Language encodes within it's systems, a built-up treasure trove of human meaning. A universal language looses a humongous amount of meaning. Its usefulness is in merely communicating functionality. In short, such a "universal" will fragment for the need to enrich this substandard language. Remember, human language needs to be rich.
I'm not sure that any meaning is truly lost. Can you find a word in any language that isn't described by a short sentence in English? The differences seem mostly in the level of verbosity required to elucidate an idea.
The problem is that it’s not just words. For instance, if you speak Tariana, every grammatical sentence must have a marker expressing how you know the sentence is true (‘evidentiality’). In Kalam, you only have ~100 verbs, all of which have extremely broad meanings, and any more complex verbal meaning must be created by composing together the verbs you have available. In White Hmong, every noun can occur with a ‘classifier’; its presence or absence specifies whether the noun has been newly introduced or not. And sure, I suppose you could lump all these together as ‘differences in verbosity’, but those differences matter: they mean that the most natural way to express something in Tariana, say, is going to be very different to the most natural way to express something in English, and a translation would lose some of the meaning of the Tariana sentence. (And a complete translation, losing no meaning whatsoever, would end up so verbose as to be almost useless.)
Can you give a specific example of a word in Kalam or Tariana that cannot be expressed with a short sentence in English? It would follow that a short sentence in Kalam or Tariana may translate to a long sentence or short paragraph in English. I'm sure the same would be true the other way around. But doesn't this reinforce the idea that the difference is mainly in verbosity? And that the differences lie in which ideas can be expressed concisely and which must be expressed verbosely?

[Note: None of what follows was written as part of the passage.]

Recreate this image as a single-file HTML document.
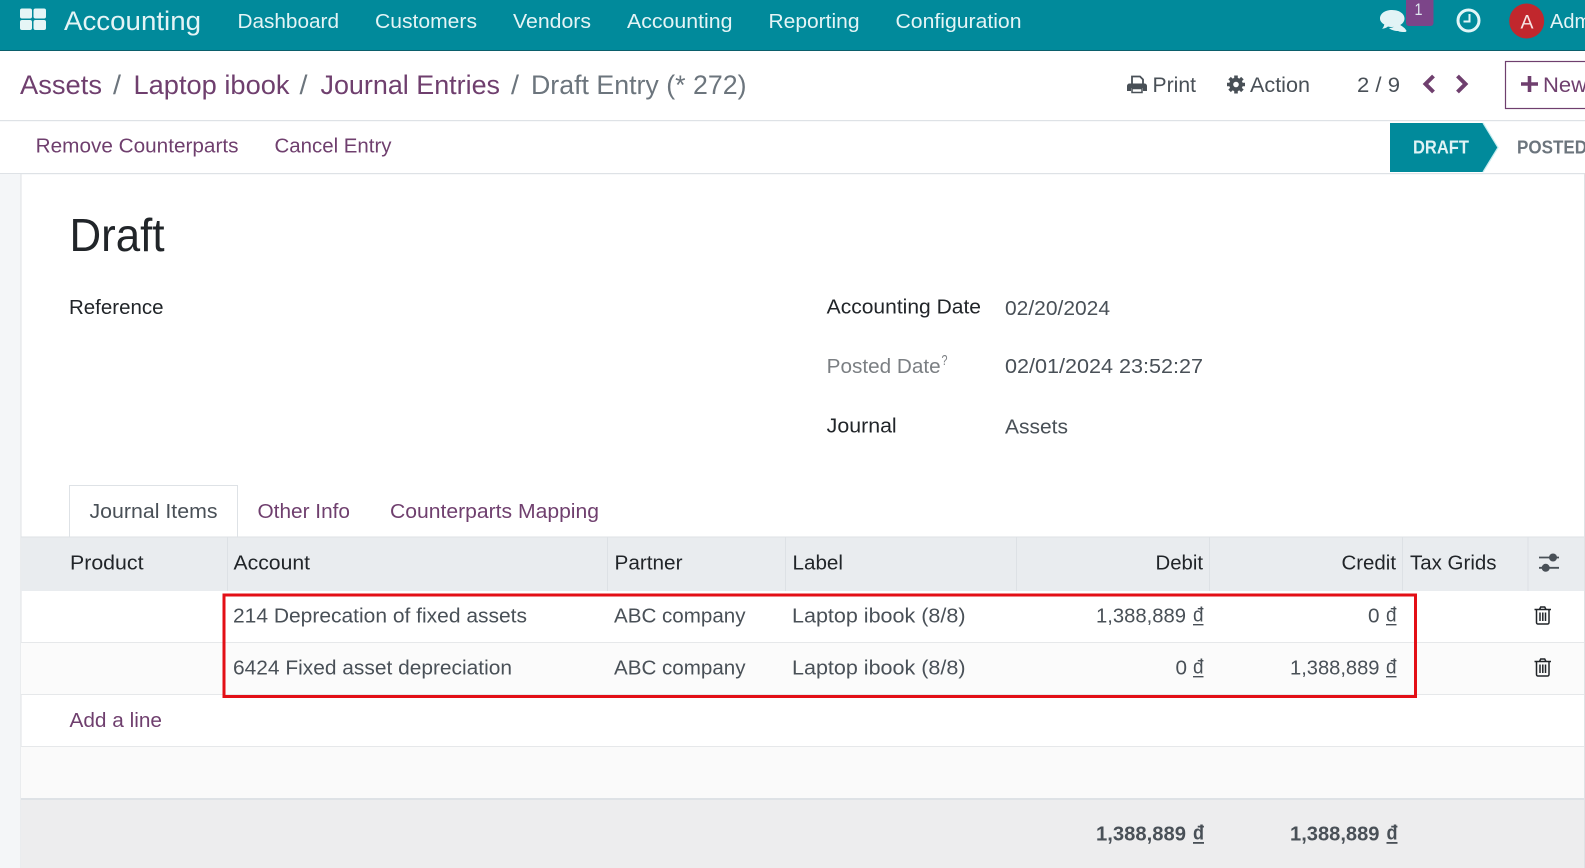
<!DOCTYPE html>
<html lang="en">
<head>
<meta charset="utf-8">
<title>Draft Entry</title>
<style>
html,body{margin:0;padding:0;width:1585px;height:868px;overflow:hidden;background:#fff}
svg{display:block;position:absolute;left:0;top:0}
text{font-family:"Liberation Sans",Arial,sans-serif;white-space:pre}
.nav{font-size:20px;fill:#e4f4f6}
.bc{font-size:27px;fill:#6f3f6e}
.sep{font-size:27px;fill:#6c757d}
.tool{font-size:21px;fill:#495057}
.link{font-size:20px;fill:#6f3f6e}
.lab{font-size:20px;fill:#212529}
.val{font-size:20px;fill:#495057}
.th{font-size:20px;fill:#212529}
.td{font-size:20px;fill:#495057}
.tot{font-size:20px;fill:#495057;font-weight:bold}
</style>
</head>
<body>
<svg width="1585" height="868" viewBox="0 0 1585 868" xmlns="http://www.w3.org/2000/svg">
<rect width="1585" height="868" fill="#fff"/>

<!-- navbar -->
<rect width="1585" height="51" fill="#018a9b"/>
<rect y="50" width="1585" height="1" fill="#0b5f6b"/>
<g fill="#e6f5f6">
<rect x="20" y="8.500" width="12" height="10" rx="2"/>
<rect x="33.500" y="8.500" width="12.500" height="10" rx="2"/>
<rect x="20" y="20" width="12" height="10" rx="2"/>
<rect x="33.500" y="20" width="12.500" height="10" rx="2"/>
</g>
<text x="64" y="30" font-size="27" fill="#e4f4f6" textLength="137" lengthAdjust="spacingAndGlyphs">Accounting</text>
<text class="nav" x="237.500" y="28" textLength="101.500" lengthAdjust="spacingAndGlyphs">Dashboard</text>
<text class="nav" x="375" y="28" textLength="102" lengthAdjust="spacingAndGlyphs">Customers</text>
<text class="nav" x="513" y="28" textLength="78" lengthAdjust="spacingAndGlyphs">Vendors</text>
<text class="nav" x="627" y="28" textLength="105.500" lengthAdjust="spacingAndGlyphs">Accounting</text>
<text class="nav" x="768.500" y="28" textLength="91" lengthAdjust="spacingAndGlyphs">Reporting</text>
<text class="nav" x="895.500" y="28" textLength="126" lengthAdjust="spacingAndGlyphs">Configuration</text>

<!-- comments icon -->
<path d="M1396 23c5 2 9 5 10 7 1 1 0 2-1 2-3 0-5 0-7-1-3 0-7-1-9-3 4 0 7-2 7-5z" fill="#e2f4f6"/>
<path d="M1392 10c7 0 12.500 3.600 12.500 8.500S1399 27 1392 27c-1.500 0-3-.2-4-.5-1.500 1.300-3.500 2-6 2.300 1-1 2-2.500 2.300-4.300-2.800-1.500-4.300-3.700-4.300-6C1380 13.600 1385 10 1392 10z" fill="#e2f4f6"/>
<rect x="1406" y="-4" width="27.500" height="30" rx="3" fill="#7c4589"/>
<text x="1414.500" y="15" font-size="17" fill="#dfe9f0" textLength="8" lengthAdjust="spacingAndGlyphs">1</text>
<!-- clock -->
<circle cx="1468.500" cy="20.500" r="10.500" fill="none" stroke="#e2f5f7" stroke-width="3"/>
<path d="M1469.500 14v7.500h-6" fill="none" stroke="#e2f5f7" stroke-width="2"/>
<!-- avatar -->
<circle cx="1526.700" cy="21" r="17.500" fill="#c1272d"/>
<text x="1520.500" y="28.300" font-size="19" fill="#f7e6e6" textLength="13" lengthAdjust="spacingAndGlyphs">A</text>
<text x="1550" y="28" font-size="20" fill="#e4f4f6">Admin</text>

<!-- breadcrumb -->
<text class="bc" x="20" y="94" textLength="82" lengthAdjust="spacingAndGlyphs">Assets</text>
<text class="sep" x="113" y="94" textLength="8" lengthAdjust="spacingAndGlyphs">/</text>
<text class="bc" x="133.500" y="94" textLength="156" lengthAdjust="spacingAndGlyphs">Laptop ibook</text>
<text class="sep" x="299.500" y="94" textLength="8" lengthAdjust="spacingAndGlyphs">/</text>
<text class="bc" x="320.500" y="94" textLength="179.500" lengthAdjust="spacingAndGlyphs">Journal Entries</text>
<text class="sep" x="511" y="94" textLength="8" lengthAdjust="spacingAndGlyphs">/</text>
<text class="sep" x="531" y="94" textLength="215.500" lengthAdjust="spacingAndGlyphs">Draft Entry (* 272)</text>

<!-- printer -->
<g fill="#495057">
<path d="M1132 84v-7.500h8l3 3V84" fill="none" stroke="#495057" stroke-width="1.800"/>
<path d="M1129.500 83.500h15a2.500 2.500 0 0 1 2.500 2.500v5h-4v-3h-12v3h-4v-5a2.500 2.500 0 0 1 2.500-2.500z"/>
<path d="M1132 88.500h10v4h-10z" fill="none" stroke="#495057" stroke-width="1.500"/>
</g>
<text class="tool" x="1152.500" y="92" textLength="43.500" lengthAdjust="spacingAndGlyphs">Print</text>
<!-- gear -->
<g transform="translate(1236 84.500)">
<circle r="6.800" fill="#495057"/>
<g stroke="#495057" stroke-width="3.600">
<path d="M0-9V9M-9 0H9M-6.400-6.400L6.400 6.400M-6.400 6.400L6.400-6.400"/>
</g>
<circle r="2.800" fill="#fff"/>
</g>
<text class="tool" x="1250" y="92" textLength="60" lengthAdjust="spacingAndGlyphs">Action</text>
<text class="tool" x="1357" y="92" textLength="43" lengthAdjust="spacingAndGlyphs">2 / 9</text>
<path d="M1433.500 76l-8 8 8 8" fill="none" stroke="#6f3f6e" stroke-width="4"/>
<path d="M1457.500 76l8 8-8 8" fill="none" stroke="#6f3f6e" stroke-width="4"/>
<rect x="1505.500" y="61.500" width="100" height="47" fill="#fff" stroke="#6f3f6e" stroke-width="1.200"/>
<path d="M1521 84h17M1529.500 76v16" stroke="#6f3f6e" stroke-width="3.600" fill="none"/>
<text x="1543" y="92" font-size="21" fill="#6f3f6e" textLength="44" lengthAdjust="spacingAndGlyphs">New</text>

<rect y="120" width="1585" height="1.200" fill="#dee2e6"/>

<!-- action bar -->
<text class="link" x="35.700" y="152.500" textLength="202.800" lengthAdjust="spacingAndGlyphs">Remove Counterparts</text>
<text class="link" x="274.500" y="152.500" textLength="117" lengthAdjust="spacingAndGlyphs">Cancel Entry</text>
<polygon points="1390,123 1483,123 1498,147.500 1483,172 1390,172" fill="#018a9b"/>
<path d="M1483 123l15 24.500-15 24.500" fill="none" stroke="#c6ecef" stroke-width="1.200"/>
<text x="1413" y="153.300" font-size="18" font-weight="bold" fill="#dff3f5" textLength="56" lengthAdjust="spacingAndGlyphs">DRAFT</text>
<text x="1517" y="153.300" font-size="18" font-weight="bold" fill="#6c757d" textLength="70" lengthAdjust="spacingAndGlyphs">POSTED</text>
<rect y="173" width="1585" height="1.200" fill="#dee2e6"/>

<!-- sheet sides -->
<rect y="174" width="21" height="694" fill="#f4f6f8"/>
<rect x="20.500" y="174" width="1" height="694" fill="#dfe2e5"/>
<rect x="1584" y="174" width="1" height="694" fill="#dfe2e5"/>

<text x="69.500" y="251" font-size="46" fill="#212529" textLength="95" lengthAdjust="spacingAndGlyphs">Draft</text>
<text class="lab" x="69" y="314" textLength="94.500" lengthAdjust="spacingAndGlyphs">Reference</text>

<text class="lab" x="826.700" y="313.300" textLength="154.300" lengthAdjust="spacingAndGlyphs">Accounting Date</text>
<text class="val" x="1005" y="315" textLength="105" lengthAdjust="spacingAndGlyphs">02/20/2024</text>
<text x="826.700" y="373" font-size="20" fill="#7b7f83" textLength="114" lengthAdjust="spacingAndGlyphs">Posted Date</text>
<text x="941.500" y="365" font-size="15" fill="#7b7f83" textLength="6" lengthAdjust="spacingAndGlyphs">?</text>
<text class="val" x="1005" y="373" textLength="198" lengthAdjust="spacingAndGlyphs">02/01/2024 23:52:27</text>
<text class="lab" x="826.700" y="432.700" textLength="70" lengthAdjust="spacingAndGlyphs">Journal</text>
<text class="val" x="1005" y="433.300" textLength="63" lengthAdjust="spacingAndGlyphs">Assets</text>

<!-- tabs -->
<path d="M69.500 537V485.500H237.500V537" fill="#fff" stroke="#dee2e6" stroke-width="1"/>
<text class="val" x="89.500" y="518" textLength="128" lengthAdjust="spacingAndGlyphs">Journal Items</text>
<text class="link" x="257.500" y="518" textLength="92.500" lengthAdjust="spacingAndGlyphs">Other Info</text>
<text class="link" x="390" y="518" textLength="209" lengthAdjust="spacingAndGlyphs">Counterparts Mapping</text>

<!-- table header -->
<rect x="21" y="537" width="1563" height="54" fill="#e9ecef"/>
<rect x="21" y="536.500" width="1563" height="1" fill="#dee2e6"/>
<g fill="#dde1e5">
<rect x="227" y="537" width="1" height="54"/>
<rect x="607" y="537" width="1" height="54"/>
<rect x="785" y="537" width="1" height="54"/>
<rect x="1016" y="537" width="1" height="54"/>
<rect x="1209" y="537" width="1" height="54"/>
<rect x="1402" y="537" width="1" height="54"/>
<rect x="1527.500" y="537" width="1" height="54"/>
</g>
<text class="th" x="70" y="569.300" textLength="73.500" lengthAdjust="spacingAndGlyphs">Product</text>
<text class="th" x="233.500" y="569.300" textLength="76.500" lengthAdjust="spacingAndGlyphs">Account</text>
<text class="th" x="614.500" y="569.300" textLength="68" lengthAdjust="spacingAndGlyphs">Partner</text>
<text class="th" x="792.500" y="569.300" textLength="50.500" lengthAdjust="spacingAndGlyphs">Label</text>
<text class="th" x="1155.500" y="569.300" textLength="47.500" lengthAdjust="spacingAndGlyphs">Debit</text>
<text class="th" x="1341.500" y="569.300" textLength="54.500" lengthAdjust="spacingAndGlyphs">Credit</text>
<text class="th" x="1410" y="569.300" textLength="86.500" lengthAdjust="spacingAndGlyphs">Tax Grids</text>
<g fill="#495057" stroke="#495057">
<path d="M1539 557.500h20M1539 567.800h20" stroke-width="1.800" fill="none"/>
<circle cx="1553" cy="557.500" r="4" stroke="none"/>
<circle cx="1545.700" cy="567.800" r="4" stroke="none"/>
</g>

<!-- rows -->
<rect x="21" y="643" width="1563" height="51" fill="#fbfbfb"/>
<rect x="21" y="642" width="1563" height="1" fill="#e6e8ea"/>
<rect x="21" y="694" width="1563" height="1" fill="#e6e8ea"/>
<rect x="21" y="746" width="1563" height="1" fill="#e6e8ea"/>
<rect x="21" y="747" width="1563" height="51" fill="#fafafa"/>
<rect x="21" y="798" width="1563" height="2" fill="#dee2e6"/>
<rect x="21" y="800" width="1563" height="68" fill="#ededee"/>

<text class="td" x="233" y="622.700" textLength="294" lengthAdjust="spacingAndGlyphs">214 Deprecation of fixed assets</text>
<text class="td" x="614" y="622.700" textLength="131.500" lengthAdjust="spacingAndGlyphs">ABC company</text>
<text class="td" x="792" y="622.700" textLength="173.500" lengthAdjust="spacingAndGlyphs">Laptop ibook (8/8)</text>
<text class="td" x="1096" y="622.700" textLength="90" lengthAdjust="spacingAndGlyphs">1,388,889</text>
<text class="td" x="1193" y="621.700" textLength="10.500" lengthAdjust="spacingAndGlyphs">đ</text>
<rect x="1193" y="624" width="10.500" height="1.400" fill="#495057"/>
<text class="td" x="1368" y="622.700" textLength="11.500" lengthAdjust="spacingAndGlyphs">0</text>
<text class="td" x="1386" y="621.700" textLength="10.500" lengthAdjust="spacingAndGlyphs">đ</text>
<rect x="1386" y="624" width="10.500" height="1.400" fill="#495057"/>

<text class="td" x="233" y="674.700" textLength="279" lengthAdjust="spacingAndGlyphs">6424 Fixed asset depreciation</text>
<text class="td" x="614" y="674.700" textLength="131.500" lengthAdjust="spacingAndGlyphs">ABC company</text>
<text class="td" x="792" y="674.700" textLength="173.500" lengthAdjust="spacingAndGlyphs">Laptop ibook (8/8)</text>
<text class="td" x="1175.500" y="674.700" textLength="11.500" lengthAdjust="spacingAndGlyphs">0</text>
<text class="td" x="1193" y="673.700" textLength="10.500" lengthAdjust="spacingAndGlyphs">đ</text>
<rect x="1193" y="676" width="10.500" height="1.400" fill="#495057"/>
<text class="td" x="1290" y="674.700" textLength="89.500" lengthAdjust="spacingAndGlyphs">1,388,889</text>
<text class="td" x="1386" y="673.700" textLength="10.500" lengthAdjust="spacingAndGlyphs">đ</text>
<rect x="1386" y="676" width="10.500" height="1.400" fill="#495057"/>

<!-- trash icons -->
<g fill="none" stroke="#212529" stroke-width="1.500" transform="translate(-0.500 0)">
<path d="M1535 609.500h16.500M1540 609.500l1.200-2.500h4l1.300 2.500M1537 609.500v13a1.500 1.500 0 0 0 1.500 1.500h9.500a1.500 1.500 0 0 0 1.500-1.500v-13M1540.500 612.500v8.500M1543.300 612.500v8.500M1546 612.500v8.500"/>
<g transform="translate(0 52)">
<path d="M1535 609.500h16.500M1540 609.500l1.200-2.500h4l1.300 2.500M1537 609.500v13a1.500 1.500 0 0 0 1.500 1.500h9.500a1.500 1.500 0 0 0 1.500-1.500v-13M1540.500 612.500v8.500M1543.300 612.500v8.500M1546 612.500v8.500"/>
</g>
</g>

<text class="link" x="69.500" y="727" textLength="92.500" lengthAdjust="spacingAndGlyphs">Add a line</text>

<!-- totals -->
<text class="tot" x="1096" y="840.700" textLength="90" lengthAdjust="spacingAndGlyphs">1,388,889</text>
<text class="tot" x="1193" y="839.700" textLength="11" lengthAdjust="spacingAndGlyphs">đ</text>
<rect x="1193" y="842" width="11" height="1.800" fill="#495057"/>
<text class="tot" x="1290" y="840.700" textLength="89.500" lengthAdjust="spacingAndGlyphs">1,388,889</text>
<text class="tot" x="1386.500" y="839.700" textLength="11" lengthAdjust="spacingAndGlyphs">đ</text>
<rect x="1386.500" y="842" width="11" height="1.800" fill="#495057"/>

<!-- red highlight -->
<rect x="224" y="595" width="1191.500" height="101.500" fill="none" stroke="#e30f16" stroke-width="3"/>
</svg>
</body>
</html>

> Can you give a specific example of a word in Kalam or Tariana that cannot be expressed with a short sentence in English? It would follow that a short sentence in Kalam or Tariana may translate to a long sentence or short paragraph in English.
I’m not sure there are any examples which cannot be expressed with a short English sentence, but here’s one from Tariana:
Masitetakakakadekaɾupidanapitaniki.
‘We did not make each other smoke again at all, so I leant from someone else.’
The problem with this translation is that it doesn’t completely get across the ‘feel’ of the original — e.g. the fact that this information was learnt from someone else is an integral part of the original sentence, whereas specifying this in English feels somewhat unnatural.
> I'm sure the same would be true the other way around.
Exactly. A Kalam example:
Bin ak ñapanŋaŋ anup sop ak wki d ap tan d ap yap geb.
‘The woman is soaping her child.’
> And that the differences lie in which ideas can be expressed concisely and which must be expressed verbosely?
This is not something I entirely disagree with. Generally speaking, anything which can be expressed in one language can be expressed in another. The differences go beyond verbosity though: it is often the case that such a complete translation sounds really unnatural. For instance, Kalam sentences make it easy to express motion, so you get a lot of sentences like:
Bin pataj ogok am yg pak dad ap-elgp-al…
woman young the go dig hit carrying come-PST.HAB-3PL…
A literal translation would be ‘Young women used to go and dig and hit and carry and come back’, which doesn’t sound English-like at all. A more idiomatic translation might be something like, ‘Young women used to dig for rodents and kill them’, which focuses less on the sequence of events involved, but places more focus on the animals which were killed — something which is unusual in a Kalam sentence.